Bild: Protest gegen die brutale Ermordung der Studentin Özgecan Aslan
ISTANBUL taz | „Es ist, als ob jemand einen Schalter umgelegt hat“,
erklärte gestern eine Freundin die Situation. „Jahrelang wird über immer
mehr Morde und Vergewaltigungen an Frauen berichtet und kaum etwas bewegt
sich. Doch plötzlich ist das ganze Land im Aufruhr.“
„Die Wut ist explodiert“, titelte dann auch gestern die linkskemalistische
Oppositionszeitung Cumhuriyet, „der Mord an der 20-jährigen Studentin
Özgecan Aslan hat das Fass zum Überlaufen gebracht“.
Am Freitagabend hatte die Polizei an der türkischen Südküste bei Mersin die
halbverbrannte Leiche von Özgecan Aslan gefunden. Ihre Hände waren
abgehackt, der Torso verstümmelt und halb verbrannt. Nur wenig später
wurden der Täter und seine beiden Komplizen gefasst. Ein Minibusfahrer,
dessen Foto heute in sämtlichen großen Zeitungen zu sehen ist, hatte
versucht, Özgecan in seinem Bus zu vergewaltigen.
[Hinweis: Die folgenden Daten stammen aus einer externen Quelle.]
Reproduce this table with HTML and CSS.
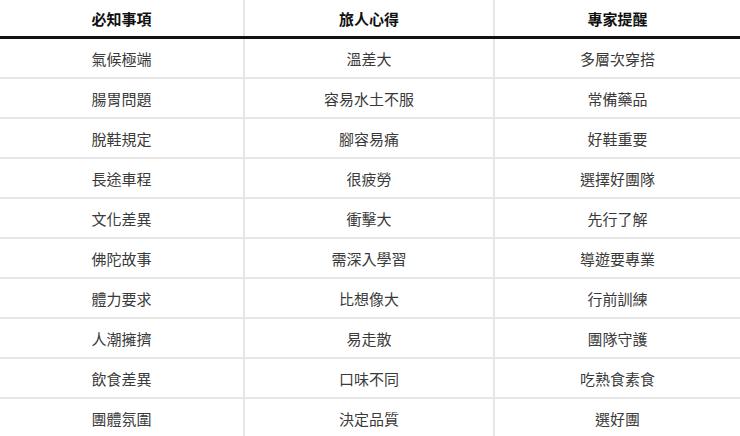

Als sie sich zur Wehr setzte, stach er mit einem Messer auf sie ein.
Anschließend fuhr er mit der schwer verletzten Frau im Wagen nach Hause,
holte seinen Vater und seinen Cousin zur Hilfe, um mit ihnen gemeinsam die
Studentin endgültig zu ermorden und anschließend die Leiche zu entsorgen.
Bereits am Samstagmittag gab es die ersten wütenden Protestdemonstrationen
von Frauen in Mersin und Istanbul. Bis zum Abend hatten die Proteste sich
auf das ganze Land ausgeweitet. Die Massen schrien ihre Wut hinaus, eine
junge Frau mit Kopftuch im stockkonservativen Kayseri berichtete auf einer
Demo mit tränenerstickter Stimme vor laufenden Kameras, wie sie selbst
vergewaltigt worden war.
In wenigen Stunden hatten Frauen einen Hashtag #sendeanlat („erzähl du
auch“) eingerichtet, wo binnen Stunden Tausende Frauen darüber berichteten,
wie sie begrapscht, belästigt oder vergewaltigt worden sind. Die angestaute
Wut endlädt sich in einem öffentlichen Aufschrei, wie es ihn in der Form in
der Türkei wohl noch nie gegeben hat. Bei der Beerdigung am Sonntag
verhinderten die Frauen gegen den Protest des Imam, dass ein Mann den Sarg
anfasste.
## Islamische Regierung ist schuld
Die Wut richtet sich vor allem auf die islamische Regierung von Präsident
Tayyip Erdogan und Ministerpräsident Ahmet Davutoglu. Völlig zu Recht
machen die Frauen die Regierung dafür verantwortlich, dass die Gewalt gegen
Frauen immer mehr zunimmt.
„Diejenigen, die Strafen bei Gewalt gegen Frauen reduzieren“, diejenigen
die Fatwas verhängen, „was Frauen alles nicht tun dürfen“, „diejenigen,…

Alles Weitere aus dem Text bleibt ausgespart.